Maximize game server infrastructure efficiency

The true cost of over-committing

Let’s take the graph above as an example again 

In this specific example, if you are running compute resources that can support over 1800 CCU at any given time you’d be overcommitting, leading to the incurred cost of wasted resources. However, even if you’d have, let’s say compute resources running for 1600-1800 CCU, you may still be over-committing on compute resources depending on the price offerings from different vendors (in some cases simply committing your PCU would still be economically more efficient).  

The true cost of under-committing

Worst case, this would make your community unable to play your game, since your CCU would be higher than the capacity of your compute resources, or they’d need to wait to access servers. The good thing for the studio is obviously that their bill for infrastructure would be lower, but at what cost? Losing players and getting flak for it online in the community?  

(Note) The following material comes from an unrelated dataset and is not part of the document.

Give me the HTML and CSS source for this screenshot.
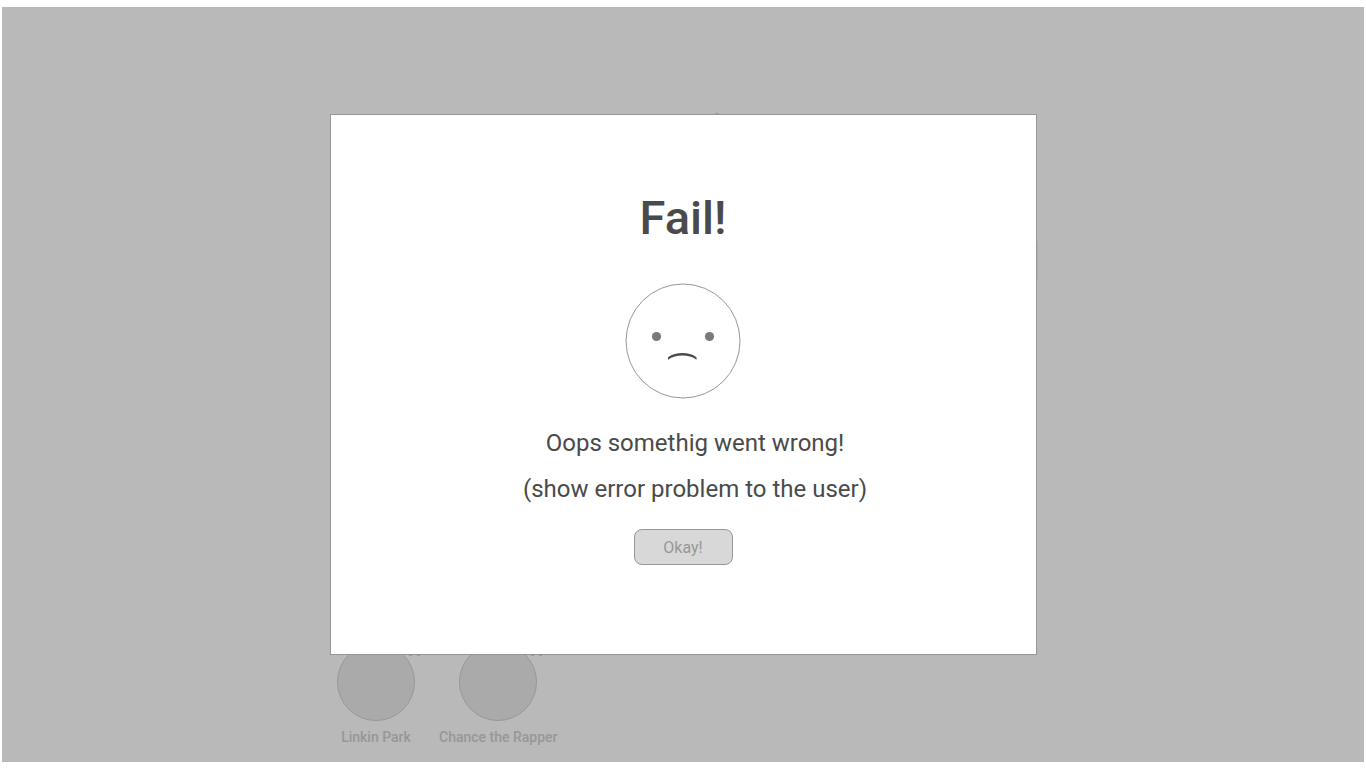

So, both over- and under-committing have their downsides, and committing the exact amount needed is very difficult as the economics of player forecasting (especially prior to launch) are very difficult and always based on assumptions.  

Finding the perfect middle ground between bare metal and cloud

This has been an issue with multiplayer games prior to the cloud, today everyone is aware that you can commit cloud resources per hour, and sometimes even per minute, allowing you not to have to over-, nor under-commit your resources, but simply leverage your provider’s flexibility to scale up and down on resources as you need. This, however, also has its downsides, as your vendor in this case would not only charge for compute resources, but also monetize on their risk of having the machines idle. In other words, the price for compute resources is generally more expensive in this model. Calculating that middle ground of committing dedicated machines such as bare metal, and the cost of scaling up in the cloud is therefore an important exercise for you to run an efficient infrastructure footprint.  

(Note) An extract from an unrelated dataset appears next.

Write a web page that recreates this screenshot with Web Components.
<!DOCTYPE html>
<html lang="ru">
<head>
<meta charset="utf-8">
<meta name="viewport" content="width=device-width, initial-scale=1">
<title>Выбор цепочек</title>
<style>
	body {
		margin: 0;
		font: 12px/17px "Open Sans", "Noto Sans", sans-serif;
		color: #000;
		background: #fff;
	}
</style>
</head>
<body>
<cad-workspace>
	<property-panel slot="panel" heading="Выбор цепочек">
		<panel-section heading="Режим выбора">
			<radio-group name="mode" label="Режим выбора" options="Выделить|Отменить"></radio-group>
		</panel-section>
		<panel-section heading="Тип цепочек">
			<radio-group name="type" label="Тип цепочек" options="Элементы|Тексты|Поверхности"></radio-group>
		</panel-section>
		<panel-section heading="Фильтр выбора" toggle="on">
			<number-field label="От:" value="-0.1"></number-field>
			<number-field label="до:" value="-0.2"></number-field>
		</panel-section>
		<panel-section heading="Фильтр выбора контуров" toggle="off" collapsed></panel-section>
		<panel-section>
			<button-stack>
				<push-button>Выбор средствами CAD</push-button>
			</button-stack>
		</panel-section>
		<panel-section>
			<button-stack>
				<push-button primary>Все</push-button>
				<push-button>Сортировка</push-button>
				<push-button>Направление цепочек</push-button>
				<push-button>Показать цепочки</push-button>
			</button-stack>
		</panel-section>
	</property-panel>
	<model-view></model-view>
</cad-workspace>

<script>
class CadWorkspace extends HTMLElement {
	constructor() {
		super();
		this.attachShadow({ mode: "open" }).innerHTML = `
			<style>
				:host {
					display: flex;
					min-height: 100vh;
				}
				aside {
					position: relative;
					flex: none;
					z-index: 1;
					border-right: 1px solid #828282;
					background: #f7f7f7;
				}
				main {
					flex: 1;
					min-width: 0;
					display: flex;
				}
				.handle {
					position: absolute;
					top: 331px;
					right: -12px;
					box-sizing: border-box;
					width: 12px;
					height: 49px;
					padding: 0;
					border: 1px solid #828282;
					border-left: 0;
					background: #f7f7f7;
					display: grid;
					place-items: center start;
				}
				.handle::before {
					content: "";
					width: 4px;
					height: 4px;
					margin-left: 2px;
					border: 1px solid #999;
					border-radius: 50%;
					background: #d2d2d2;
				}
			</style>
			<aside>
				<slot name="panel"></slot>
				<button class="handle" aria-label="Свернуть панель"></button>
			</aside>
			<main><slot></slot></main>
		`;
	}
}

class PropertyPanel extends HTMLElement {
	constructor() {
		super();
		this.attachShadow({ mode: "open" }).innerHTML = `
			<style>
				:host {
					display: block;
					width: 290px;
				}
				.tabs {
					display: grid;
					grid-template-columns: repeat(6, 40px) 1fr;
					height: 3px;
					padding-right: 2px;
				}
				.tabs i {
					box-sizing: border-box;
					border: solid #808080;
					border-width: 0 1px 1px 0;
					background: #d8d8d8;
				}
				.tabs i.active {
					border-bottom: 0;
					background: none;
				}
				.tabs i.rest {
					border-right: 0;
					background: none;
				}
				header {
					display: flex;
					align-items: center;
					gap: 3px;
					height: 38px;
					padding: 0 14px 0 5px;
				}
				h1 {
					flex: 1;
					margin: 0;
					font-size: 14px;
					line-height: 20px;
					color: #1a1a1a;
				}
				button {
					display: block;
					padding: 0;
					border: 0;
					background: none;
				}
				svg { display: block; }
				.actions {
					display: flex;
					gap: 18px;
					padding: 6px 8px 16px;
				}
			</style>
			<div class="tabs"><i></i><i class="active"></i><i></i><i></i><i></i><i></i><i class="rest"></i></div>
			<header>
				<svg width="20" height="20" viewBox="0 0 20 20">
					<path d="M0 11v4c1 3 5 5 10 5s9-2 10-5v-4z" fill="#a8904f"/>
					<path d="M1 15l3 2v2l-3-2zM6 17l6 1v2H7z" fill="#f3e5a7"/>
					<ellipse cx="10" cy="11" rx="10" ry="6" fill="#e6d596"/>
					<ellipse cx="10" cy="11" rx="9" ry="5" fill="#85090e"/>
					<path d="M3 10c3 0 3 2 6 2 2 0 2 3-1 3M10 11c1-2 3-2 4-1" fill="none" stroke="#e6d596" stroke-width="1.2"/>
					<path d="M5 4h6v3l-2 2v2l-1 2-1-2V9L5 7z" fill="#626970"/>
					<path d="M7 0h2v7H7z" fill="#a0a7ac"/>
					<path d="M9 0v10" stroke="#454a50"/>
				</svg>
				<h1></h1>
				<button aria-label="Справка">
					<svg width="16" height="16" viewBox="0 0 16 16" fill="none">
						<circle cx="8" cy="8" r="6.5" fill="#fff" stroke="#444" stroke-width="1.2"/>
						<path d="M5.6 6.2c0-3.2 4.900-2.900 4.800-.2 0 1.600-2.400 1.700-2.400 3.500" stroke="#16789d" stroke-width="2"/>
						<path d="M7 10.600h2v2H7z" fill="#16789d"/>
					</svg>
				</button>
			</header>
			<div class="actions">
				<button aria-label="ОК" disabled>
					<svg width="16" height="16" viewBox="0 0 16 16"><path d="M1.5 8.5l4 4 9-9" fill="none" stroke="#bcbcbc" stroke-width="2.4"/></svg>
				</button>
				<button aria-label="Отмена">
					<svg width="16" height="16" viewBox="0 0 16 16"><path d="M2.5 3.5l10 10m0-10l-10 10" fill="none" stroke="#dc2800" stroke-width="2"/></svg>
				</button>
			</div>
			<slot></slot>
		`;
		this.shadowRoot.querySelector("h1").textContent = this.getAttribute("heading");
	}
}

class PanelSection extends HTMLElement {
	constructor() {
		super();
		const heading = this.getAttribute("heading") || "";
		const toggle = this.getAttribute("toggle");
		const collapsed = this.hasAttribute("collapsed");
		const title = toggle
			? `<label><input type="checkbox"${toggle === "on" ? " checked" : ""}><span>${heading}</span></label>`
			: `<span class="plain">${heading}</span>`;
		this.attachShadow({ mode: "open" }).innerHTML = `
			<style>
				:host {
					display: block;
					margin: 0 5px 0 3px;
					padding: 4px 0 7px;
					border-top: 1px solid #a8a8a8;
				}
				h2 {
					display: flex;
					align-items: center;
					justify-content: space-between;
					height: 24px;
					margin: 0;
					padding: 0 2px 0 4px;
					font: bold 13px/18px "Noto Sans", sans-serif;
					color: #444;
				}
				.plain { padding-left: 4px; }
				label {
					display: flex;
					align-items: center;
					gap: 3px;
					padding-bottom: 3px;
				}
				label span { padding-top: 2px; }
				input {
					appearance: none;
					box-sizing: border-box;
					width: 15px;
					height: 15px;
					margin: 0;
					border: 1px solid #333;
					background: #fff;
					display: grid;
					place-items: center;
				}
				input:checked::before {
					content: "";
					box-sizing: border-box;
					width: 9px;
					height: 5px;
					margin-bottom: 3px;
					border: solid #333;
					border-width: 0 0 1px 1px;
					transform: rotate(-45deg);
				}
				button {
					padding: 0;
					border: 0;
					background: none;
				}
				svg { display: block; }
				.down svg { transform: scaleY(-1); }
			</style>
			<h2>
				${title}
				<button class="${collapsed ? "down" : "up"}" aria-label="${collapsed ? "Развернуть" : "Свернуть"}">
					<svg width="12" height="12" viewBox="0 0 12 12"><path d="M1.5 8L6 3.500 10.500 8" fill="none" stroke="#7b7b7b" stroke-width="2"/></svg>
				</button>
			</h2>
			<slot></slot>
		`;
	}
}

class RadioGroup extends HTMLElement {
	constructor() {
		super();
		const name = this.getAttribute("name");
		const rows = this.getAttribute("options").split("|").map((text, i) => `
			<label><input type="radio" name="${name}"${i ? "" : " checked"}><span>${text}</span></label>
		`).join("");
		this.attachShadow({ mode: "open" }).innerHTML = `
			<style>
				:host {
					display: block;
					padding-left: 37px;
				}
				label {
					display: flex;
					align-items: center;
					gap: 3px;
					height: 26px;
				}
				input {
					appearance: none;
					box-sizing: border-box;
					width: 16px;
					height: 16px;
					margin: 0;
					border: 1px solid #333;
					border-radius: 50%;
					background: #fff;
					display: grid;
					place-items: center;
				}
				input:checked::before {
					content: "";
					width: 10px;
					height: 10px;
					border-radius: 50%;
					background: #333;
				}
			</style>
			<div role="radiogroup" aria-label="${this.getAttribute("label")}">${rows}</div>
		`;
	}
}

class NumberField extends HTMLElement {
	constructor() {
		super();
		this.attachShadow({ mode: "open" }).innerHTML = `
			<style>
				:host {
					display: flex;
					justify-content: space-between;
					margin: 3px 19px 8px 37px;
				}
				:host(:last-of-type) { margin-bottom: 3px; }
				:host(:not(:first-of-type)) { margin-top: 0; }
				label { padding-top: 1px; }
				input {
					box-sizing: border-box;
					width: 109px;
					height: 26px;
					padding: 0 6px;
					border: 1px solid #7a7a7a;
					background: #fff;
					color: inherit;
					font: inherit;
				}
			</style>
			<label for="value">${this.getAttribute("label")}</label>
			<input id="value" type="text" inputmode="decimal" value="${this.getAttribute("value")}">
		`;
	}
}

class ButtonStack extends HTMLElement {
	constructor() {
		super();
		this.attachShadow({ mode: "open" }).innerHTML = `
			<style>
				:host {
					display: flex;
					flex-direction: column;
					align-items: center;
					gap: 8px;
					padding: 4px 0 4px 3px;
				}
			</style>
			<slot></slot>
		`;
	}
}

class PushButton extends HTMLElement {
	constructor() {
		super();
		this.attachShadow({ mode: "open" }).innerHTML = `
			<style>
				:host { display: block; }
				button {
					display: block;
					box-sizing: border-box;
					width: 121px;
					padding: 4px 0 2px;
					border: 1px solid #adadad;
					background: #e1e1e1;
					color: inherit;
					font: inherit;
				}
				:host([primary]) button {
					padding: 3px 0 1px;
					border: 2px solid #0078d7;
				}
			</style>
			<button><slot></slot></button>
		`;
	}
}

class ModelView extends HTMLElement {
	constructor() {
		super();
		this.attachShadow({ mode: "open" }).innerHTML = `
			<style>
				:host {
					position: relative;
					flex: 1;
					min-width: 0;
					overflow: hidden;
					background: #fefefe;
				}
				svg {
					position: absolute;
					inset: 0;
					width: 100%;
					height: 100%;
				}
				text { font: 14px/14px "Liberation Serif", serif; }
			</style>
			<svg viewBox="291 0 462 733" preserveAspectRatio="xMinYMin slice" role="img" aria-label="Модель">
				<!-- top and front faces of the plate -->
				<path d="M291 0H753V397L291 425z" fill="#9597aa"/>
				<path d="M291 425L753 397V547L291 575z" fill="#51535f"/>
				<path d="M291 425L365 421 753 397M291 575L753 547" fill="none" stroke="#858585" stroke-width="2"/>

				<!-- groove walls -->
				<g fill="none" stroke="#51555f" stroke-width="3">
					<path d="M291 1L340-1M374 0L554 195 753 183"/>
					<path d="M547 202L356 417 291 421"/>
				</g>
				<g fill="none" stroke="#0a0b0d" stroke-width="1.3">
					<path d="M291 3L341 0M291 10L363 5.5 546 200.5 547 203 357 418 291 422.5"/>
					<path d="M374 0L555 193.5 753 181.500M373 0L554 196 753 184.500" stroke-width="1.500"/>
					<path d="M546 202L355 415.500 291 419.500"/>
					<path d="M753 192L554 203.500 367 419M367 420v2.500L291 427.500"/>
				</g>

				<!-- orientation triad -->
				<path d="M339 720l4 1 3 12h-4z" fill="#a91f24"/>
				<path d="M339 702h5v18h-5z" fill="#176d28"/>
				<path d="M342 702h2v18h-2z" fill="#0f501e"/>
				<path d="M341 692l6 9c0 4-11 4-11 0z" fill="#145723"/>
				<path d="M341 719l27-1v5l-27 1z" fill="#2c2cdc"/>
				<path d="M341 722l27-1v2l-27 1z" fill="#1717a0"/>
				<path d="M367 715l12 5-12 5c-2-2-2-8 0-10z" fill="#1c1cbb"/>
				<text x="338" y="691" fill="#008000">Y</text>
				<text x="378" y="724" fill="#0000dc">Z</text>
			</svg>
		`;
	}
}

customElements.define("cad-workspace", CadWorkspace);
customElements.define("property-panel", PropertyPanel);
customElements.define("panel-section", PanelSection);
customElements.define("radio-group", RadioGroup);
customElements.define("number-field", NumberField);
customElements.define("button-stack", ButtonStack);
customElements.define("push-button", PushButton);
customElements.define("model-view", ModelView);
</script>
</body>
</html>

Calculating the cost of your compute resources based on CCU

Calculating the amount of compute resources you’d be needing as well as the associated costs is usually no easy feat. There are various data points that are relevant in this decision-making process, such as:  

If you know your estimated CCU and the amount of players per game session, you can calculate an estimated number of game sessions running simultaneously over time.  

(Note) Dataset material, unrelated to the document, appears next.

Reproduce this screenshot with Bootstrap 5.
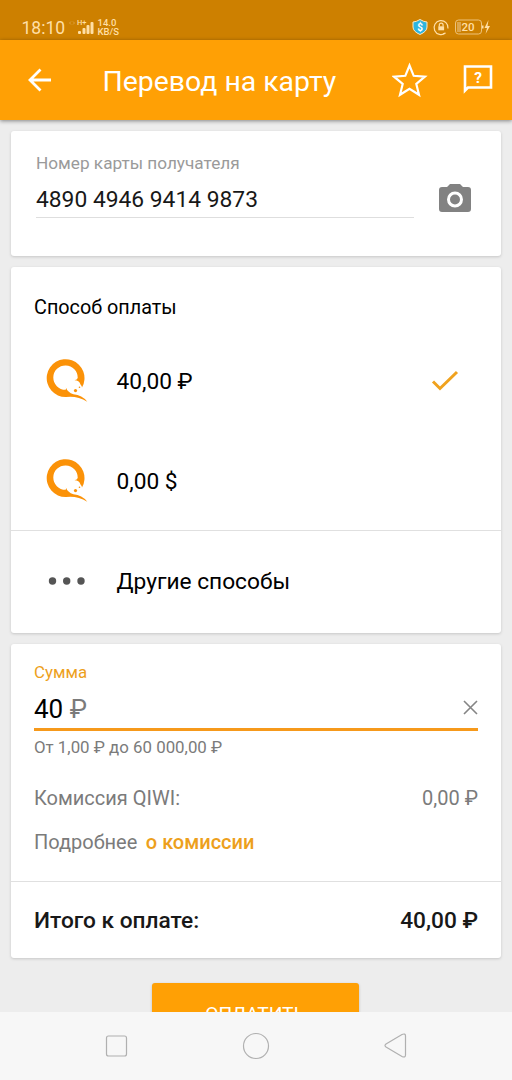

If you know the amount of RAM and cores you would need per game session, you can calculate how many compute resources are necessary to accommodate the CCU.  

And if you know how much bandwidth egress each player uses during one game session you can calculate how much bandwidth you would utilize during a specific timeframe.  

The answers to the above three questions put together would give you the basic metrics needed to further calculate your ‘’base-layer’’ or the point at which committing resources becomes economically less efficient for your game.  

Let’s use a very simple example based on the graph above, where we use the following specifications: 

Based on the above assumptions, during our PCU, we would need to accommodate 180 game sessions, and therefore we’d need (excluding any overhead or inefficiencies): 360GB of RAM and 180 cores with a ratio of 2:1 with 90GB (1800*0.05) of bandwidth used during these 180 sessions.

If you do this for multiple timeframes over a longer period, you would be able to calculate the amount of compute resources needed to accommodate your CCU. With these numbers, you could then input prices from various providers from bare metal to the major cloud companies and calculate your optimal efficiency point, cost wise. Do not forget however, to include the costs for bandwidth, as they may add up quickly and change your optimal efficiency point. Many game developers ignore this cost, only for it to skyrocket later and add a substantial amount to operating costs in the long run. You must also consider the costs for scaling up and down through an orchestrator by a third party (usually billed on API calls, or other usage-based metrics) or, if you build the game server backend yourself, the cost of your own team.

Forecast and player prediction

We have treated the calculation of player prediction very lightly in this article to make the idea more understandable, however, we are very much aware that this may very well be the most difficult aspect in calculating the optimal point for your compute resources prior to launch as it is simply difficult to predict consumer behavior and interest. Sure, factors such as marketing, competition, and past performance (in the case of a running IP) may greatly influence your forecasting ability, but it is still impossible to perfectly predict the success of a game. This is especially the case in the ever-evolving market we are operating in. Therefore, no matter how you’d calculate your most efficient compute resource strategy, it is always good to make sure you have some sort of scaling mechanism ready to go should your CCU go through the roof at launch, or a way to scale down on resources to ensure you’re not stuck with the costs of infrastructure without the players.  

Main Take-Aways

Maximizing game server efficiency is crucial in reducing the cost per concurrent user. There are multiple approaches to calculate the cost of your compute resources based on CCU, such as compute costs based on estimate CCU over time, the RAM-to-core Ratio, players per game session and more.